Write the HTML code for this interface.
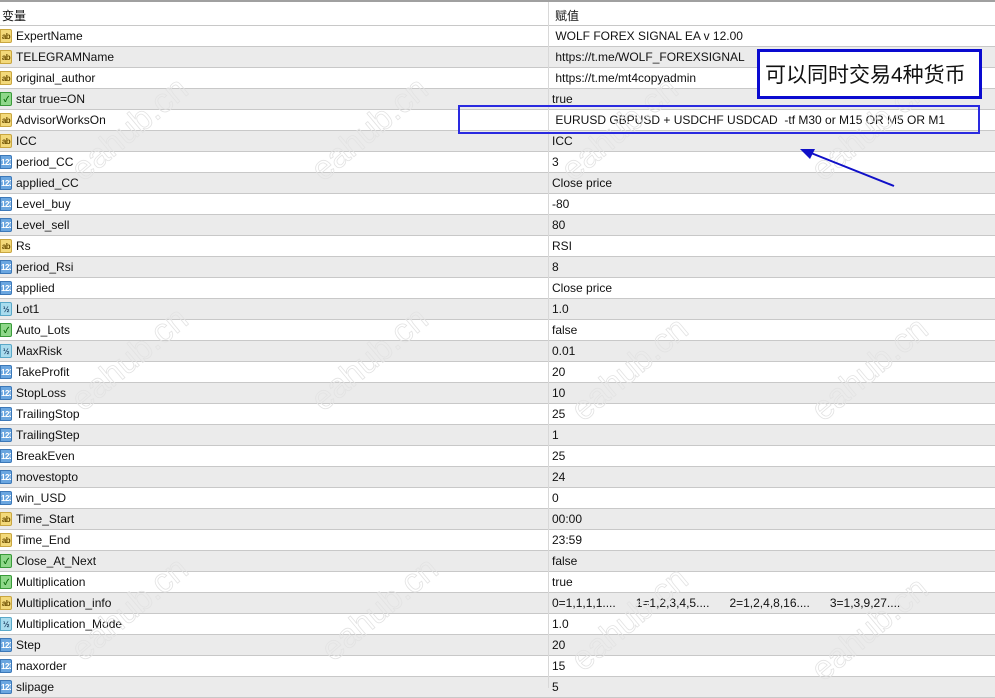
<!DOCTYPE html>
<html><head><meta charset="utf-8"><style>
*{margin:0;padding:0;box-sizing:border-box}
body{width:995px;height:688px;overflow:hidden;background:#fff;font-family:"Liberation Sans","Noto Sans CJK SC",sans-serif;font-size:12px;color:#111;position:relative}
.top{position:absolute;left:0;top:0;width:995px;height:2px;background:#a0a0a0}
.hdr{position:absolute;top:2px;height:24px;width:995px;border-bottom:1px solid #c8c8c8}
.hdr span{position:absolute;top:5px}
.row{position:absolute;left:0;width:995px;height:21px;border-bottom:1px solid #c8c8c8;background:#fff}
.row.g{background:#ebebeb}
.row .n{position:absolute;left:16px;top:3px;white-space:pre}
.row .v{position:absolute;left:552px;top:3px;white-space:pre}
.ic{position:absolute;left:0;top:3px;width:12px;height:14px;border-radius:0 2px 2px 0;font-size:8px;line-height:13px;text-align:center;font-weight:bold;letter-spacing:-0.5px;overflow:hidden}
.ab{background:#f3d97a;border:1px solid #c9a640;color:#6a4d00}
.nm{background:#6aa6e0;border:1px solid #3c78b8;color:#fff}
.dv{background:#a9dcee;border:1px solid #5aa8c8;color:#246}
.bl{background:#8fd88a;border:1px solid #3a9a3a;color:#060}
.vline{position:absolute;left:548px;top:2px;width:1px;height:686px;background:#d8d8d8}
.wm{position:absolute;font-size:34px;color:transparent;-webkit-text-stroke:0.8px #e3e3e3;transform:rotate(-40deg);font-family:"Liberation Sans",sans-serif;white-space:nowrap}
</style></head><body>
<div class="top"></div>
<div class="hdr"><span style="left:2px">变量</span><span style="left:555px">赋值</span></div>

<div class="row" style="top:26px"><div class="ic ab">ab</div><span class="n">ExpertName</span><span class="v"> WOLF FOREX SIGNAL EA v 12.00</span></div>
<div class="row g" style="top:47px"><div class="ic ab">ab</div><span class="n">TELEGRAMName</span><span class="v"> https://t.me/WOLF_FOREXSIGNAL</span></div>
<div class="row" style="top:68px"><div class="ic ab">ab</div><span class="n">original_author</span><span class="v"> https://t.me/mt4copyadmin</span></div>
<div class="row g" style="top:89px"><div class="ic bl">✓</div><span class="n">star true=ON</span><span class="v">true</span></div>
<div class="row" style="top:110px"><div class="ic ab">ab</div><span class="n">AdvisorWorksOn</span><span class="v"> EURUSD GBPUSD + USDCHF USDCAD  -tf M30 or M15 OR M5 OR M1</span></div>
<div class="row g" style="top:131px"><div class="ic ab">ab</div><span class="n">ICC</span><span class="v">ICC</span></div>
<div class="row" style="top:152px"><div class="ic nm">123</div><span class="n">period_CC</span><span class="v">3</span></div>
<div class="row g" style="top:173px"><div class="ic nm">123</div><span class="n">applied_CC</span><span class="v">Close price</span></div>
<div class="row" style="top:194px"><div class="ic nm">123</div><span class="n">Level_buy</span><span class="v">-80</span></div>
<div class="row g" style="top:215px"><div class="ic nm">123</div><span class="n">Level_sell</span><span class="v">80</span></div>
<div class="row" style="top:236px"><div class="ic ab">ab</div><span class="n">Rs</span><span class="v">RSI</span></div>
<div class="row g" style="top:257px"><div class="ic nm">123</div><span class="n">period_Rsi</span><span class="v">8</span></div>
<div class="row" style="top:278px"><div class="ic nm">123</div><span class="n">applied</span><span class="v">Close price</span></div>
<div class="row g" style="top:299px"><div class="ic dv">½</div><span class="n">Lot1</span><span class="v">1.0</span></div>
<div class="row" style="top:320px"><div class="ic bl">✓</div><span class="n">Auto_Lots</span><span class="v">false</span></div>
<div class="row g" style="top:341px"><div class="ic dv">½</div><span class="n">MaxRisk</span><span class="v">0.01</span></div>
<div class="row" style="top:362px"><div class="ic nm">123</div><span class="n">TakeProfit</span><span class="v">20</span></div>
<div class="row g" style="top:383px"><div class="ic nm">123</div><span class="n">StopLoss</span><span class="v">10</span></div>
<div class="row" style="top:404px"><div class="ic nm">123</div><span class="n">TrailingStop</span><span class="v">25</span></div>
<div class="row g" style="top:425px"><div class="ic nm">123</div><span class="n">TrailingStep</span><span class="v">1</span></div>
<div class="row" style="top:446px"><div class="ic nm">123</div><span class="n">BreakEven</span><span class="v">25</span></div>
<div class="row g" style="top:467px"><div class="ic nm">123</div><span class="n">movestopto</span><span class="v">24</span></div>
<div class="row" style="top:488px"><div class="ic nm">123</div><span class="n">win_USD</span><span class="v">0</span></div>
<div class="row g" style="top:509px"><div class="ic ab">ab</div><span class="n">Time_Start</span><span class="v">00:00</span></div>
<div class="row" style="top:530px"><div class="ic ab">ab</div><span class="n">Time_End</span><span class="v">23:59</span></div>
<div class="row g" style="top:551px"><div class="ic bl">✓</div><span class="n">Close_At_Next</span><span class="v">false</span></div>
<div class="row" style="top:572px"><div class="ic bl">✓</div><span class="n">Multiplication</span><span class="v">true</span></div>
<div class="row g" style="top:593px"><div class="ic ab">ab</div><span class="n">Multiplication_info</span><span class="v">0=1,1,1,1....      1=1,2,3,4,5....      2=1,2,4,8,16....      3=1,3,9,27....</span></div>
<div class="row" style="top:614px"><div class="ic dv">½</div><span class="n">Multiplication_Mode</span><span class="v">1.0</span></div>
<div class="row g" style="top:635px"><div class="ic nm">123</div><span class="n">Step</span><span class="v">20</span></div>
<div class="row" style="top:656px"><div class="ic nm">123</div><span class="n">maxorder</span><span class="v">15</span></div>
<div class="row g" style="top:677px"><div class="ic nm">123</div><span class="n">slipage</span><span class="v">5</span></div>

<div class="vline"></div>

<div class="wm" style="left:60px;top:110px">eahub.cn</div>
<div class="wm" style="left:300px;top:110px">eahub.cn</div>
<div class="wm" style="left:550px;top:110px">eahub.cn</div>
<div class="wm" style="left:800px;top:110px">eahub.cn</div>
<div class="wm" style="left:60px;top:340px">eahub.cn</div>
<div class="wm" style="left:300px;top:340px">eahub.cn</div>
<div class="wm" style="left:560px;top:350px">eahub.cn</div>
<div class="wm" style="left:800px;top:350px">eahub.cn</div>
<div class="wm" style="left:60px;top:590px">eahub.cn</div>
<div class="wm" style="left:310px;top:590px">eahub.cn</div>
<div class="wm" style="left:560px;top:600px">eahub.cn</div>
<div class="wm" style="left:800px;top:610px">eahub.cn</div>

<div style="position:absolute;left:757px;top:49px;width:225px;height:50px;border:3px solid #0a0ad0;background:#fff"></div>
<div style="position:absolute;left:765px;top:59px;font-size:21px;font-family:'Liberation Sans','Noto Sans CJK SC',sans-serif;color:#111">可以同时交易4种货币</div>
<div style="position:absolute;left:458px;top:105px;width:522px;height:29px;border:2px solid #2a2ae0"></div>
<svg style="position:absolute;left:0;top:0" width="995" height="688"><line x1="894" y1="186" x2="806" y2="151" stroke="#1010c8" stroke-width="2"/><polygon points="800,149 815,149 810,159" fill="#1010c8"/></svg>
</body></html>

+++

YOUR TASK
Write out the material above once more, exactly as it reads, with no pictures.

RESULT FOR THIS EXERCISE
Write the HTML code for this interface.
<!DOCTYPE html>
<html><head><meta charset="utf-8"><style>
*{margin:0;padding:0;box-sizing:border-box}
body{width:995px;height:688px;overflow:hidden;background:#fff;font-family:"Liberation Sans","Noto Sans CJK SC",sans-serif;font-size:12px;color:#111;position:relative}
.top{position:absolute;left:0;top:0;width:995px;height:2px;background:#a0a0a0}
.hdr{position:absolute;top:2px;height:24px;width:995px;border-bottom:1px solid #c8c8c8}
.hdr span{position:absolute;top:5px}
.row{position:absolute;left:0;width:995px;height:21px;border-bottom:1px solid #c8c8c8;background:#fff}
.row.g{background:#ebebeb}
.row .n{position:absolute;left:16px;top:3px;white-space:pre}
.row .v{position:absolute;left:552px;top:3px;white-space:pre}
.ic{position:absolute;left:0;top:3px;width:12px;height:14px;border-radius:0 2px 2px 0;font-size:8px;line-height:13px;text-align:center;font-weight:bold;letter-spacing:-0.5px;overflow:hidden}
.ab{background:#f3d97a;border:1px solid #c9a640;color:#6a4d00}
.nm{background:#6aa6e0;border:1px solid #3c78b8;color:#fff}
.dv{background:#a9dcee;border:1px solid #5aa8c8;color:#246}
.bl{background:#8fd88a;border:1px solid #3a9a3a;color:#060}
.vline{position:absolute;left:548px;top:2px;width:1px;height:686px;background:#d8d8d8}
.wm{position:absolute;font-size:34px;color:transparent;-webkit-text-stroke:0.8px #e3e3e3;transform:rotate(-40deg);font-family:"Liberation Sans",sans-serif;white-space:nowrap}
</style></head><body>
<div class="top"></div>
<div class="hdr"><span style="left:2px">变量</span><span style="left:555px">赋值</span></div>

<div class="row" style="top:26px"><div class="ic ab">ab</div><span class="n">ExpertName</span><span class="v"> WOLF FOREX SIGNAL EA v 12.00</span></div>
<div class="row g" style="top:47px"><div class="ic ab">ab</div><span class="n">TELEGRAMName</span><span class="v"> https://t.me/WOLF_FOREXSIGNAL</span></div>
<div class="row" style="top:68px"><div class="ic ab">ab</div><span class="n">original_author</span><span class="v"> https://t.me/mt4copyadmin</span></div>
<div class="row g" style="top:89px"><div class="ic bl">✓</div><span class="n">star true=ON</span><span class="v">true</span></div>
<div class="row" style="top:110px"><div class="ic ab">ab</div><span class="n">AdvisorWorksOn</span><span class="v"> EURUSD GBPUSD + USDCHF USDCAD  -tf M30 or M15 OR M5 OR M1</span></div>
<div class="row g" style="top:131px"><div class="ic ab">ab</div><span class="n">ICC</span><span class="v">ICC</span></div>
<div class="row" style="top:152px"><div class="ic nm">123</div><span class="n">period_CC</span><span class="v">3</span></div>
<div class="row g" style="top:173px"><div class="ic nm">123</div><span class="n">applied_CC</span><span class="v">Close price</span></div>
<div class="row" style="top:194px"><div class="ic nm">123</div><span class="n">Level_buy</span><span class="v">-80</span></div>
<div class="row g" style="top:215px"><div class="ic nm">123</div><span class="n">Level_sell</span><span class="v">80</span></div>
<div class="row" style="top:236px"><div class="ic ab">ab</div><span class="n">Rs</span><span class="v">RSI</span></div>
<div class="row g" style="top:257px"><div class="ic nm">123</div><span class="n">period_Rsi</span><span class="v">8</span></div>
<div class="row" style="top:278px"><div class="ic nm">123</div><span class="n">applied</span><span class="v">Close price</span></div>
<div class="row g" style="top:299px"><div class="ic dv">½</div><span class="n">Lot1</span><span class="v">1.0</span></div>
<div class="row" style="top:320px"><div class="ic bl">✓</div><span class="n">Auto_Lots</span><span class="v">false</span></div>
<div class="row g" style="top:341px"><div class="ic dv">½</div><span class="n">MaxRisk</span><span class="v">0.01</span></div>
<div class="row" style="top:362px"><div class="ic nm">123</div><span class="n">TakeProfit</span><span class="v">20</span></div>
<div class="row g" style="top:383px"><div class="ic nm">123</div><span class="n">StopLoss</span><span class="v">10</span></div>
<div class="row" style="top:404px"><div class="ic nm">123</div><span class="n">TrailingStop</span><span class="v">25</span></div>
<div class="row g" style="top:425px"><div class="ic nm">123</div><span class="n">TrailingStep</span><span class="v">1</span></div>
<div class="row" style="top:446px"><div class="ic nm">123</div><span class="n">BreakEven</span><span class="v">25</span></div>
<div class="row g" style="top:467px"><div class="ic nm">123</div><span class="n">movestopto</span><span class="v">24</span></div>
<div class="row" style="top:488px"><div class="ic nm">123</div><span class="n">win_USD</span><span class="v">0</span></div>
<div class="row g" style="top:509px"><div class="ic ab">ab</div><span class="n">Time_Start</span><span class="v">00:00</span></div>
<div class="row" style="top:530px"><div class="ic ab">ab</div><span class="n">Time_End</span><span class="v">23:59</span></div>
<div class="row g" style="top:551px"><div class="ic bl">✓</div><span class="n">Close_At_Next</span><span class="v">false</span></div>
<div class="row" style="top:572px"><div class="ic bl">✓</div><span class="n">Multiplication</span><span class="v">true</span></div>
<div class="row g" style="top:593px"><div class="ic ab">ab</div><span class="n">Multiplication_info</span><span class="v">0=1,1,1,1....      1=1,2,3,4,5....      2=1,2,4,8,16....      3=1,3,9,27....</span></div>
<div class="row" style="top:614px"><div class="ic dv">½</div><span class="n">Multiplication_Mode</span><span class="v">1.0</span></div>
<div class="row g" style="top:635px"><div class="ic nm">123</div><span class="n">Step</span><span class="v">20</span></div>
<div class="row" style="top:656px"><div class="ic nm">123</div><span class="n">maxorder</span><span class="v">15</span></div>
<div class="row g" style="top:677px"><div class="ic nm">123</div><span class="n">slipage</span><span class="v">5</span></div>

<div class="vline"></div>

<div class="wm" style="left:60px;top:110px">eahub.cn</div>
<div class="wm" style="left:300px;top:110px">eahub.cn</div>
<div class="wm" style="left:550px;top:110px">eahub.cn</div>
<div class="wm" style="left:800px;top:110px">eahub.cn</div>
<div class="wm" style="left:60px;top:340px">eahub.cn</div>
<div class="wm" style="left:300px;top:340px">eahub.cn</div>
<div class="wm" style="left:560px;top:350px">eahub.cn</div>
<div class="wm" style="left:800px;top:350px">eahub.cn</div>
<div class="wm" style="left:60px;top:590px">eahub.cn</div>
<div class="wm" style="left:310px;top:590px">eahub.cn</div>
<div class="wm" style="left:560px;top:600px">eahub.cn</div>
<div class="wm" style="left:800px;top:610px">eahub.cn</div>

<div style="position:absolute;left:757px;top:49px;width:225px;height:50px;border:3px solid #0a0ad0;background:#fff"></div>
<div style="position:absolute;left:765px;top:59px;font-size:21px;font-family:'Liberation Sans','Noto Sans CJK SC',sans-serif;color:#111">可以同时交易4种货币</div>
<div style="position:absolute;left:458px;top:105px;width:522px;height:29px;border:2px solid #2a2ae0"></div>
<svg style="position:absolute;left:0;top:0" width="995" height="688"><line x1="894" y1="186" x2="806" y2="151" stroke="#1010c8" stroke-width="2"/><polygon points="800,149 815,149 810,159" fill="#1010c8"/></svg>
</body></html>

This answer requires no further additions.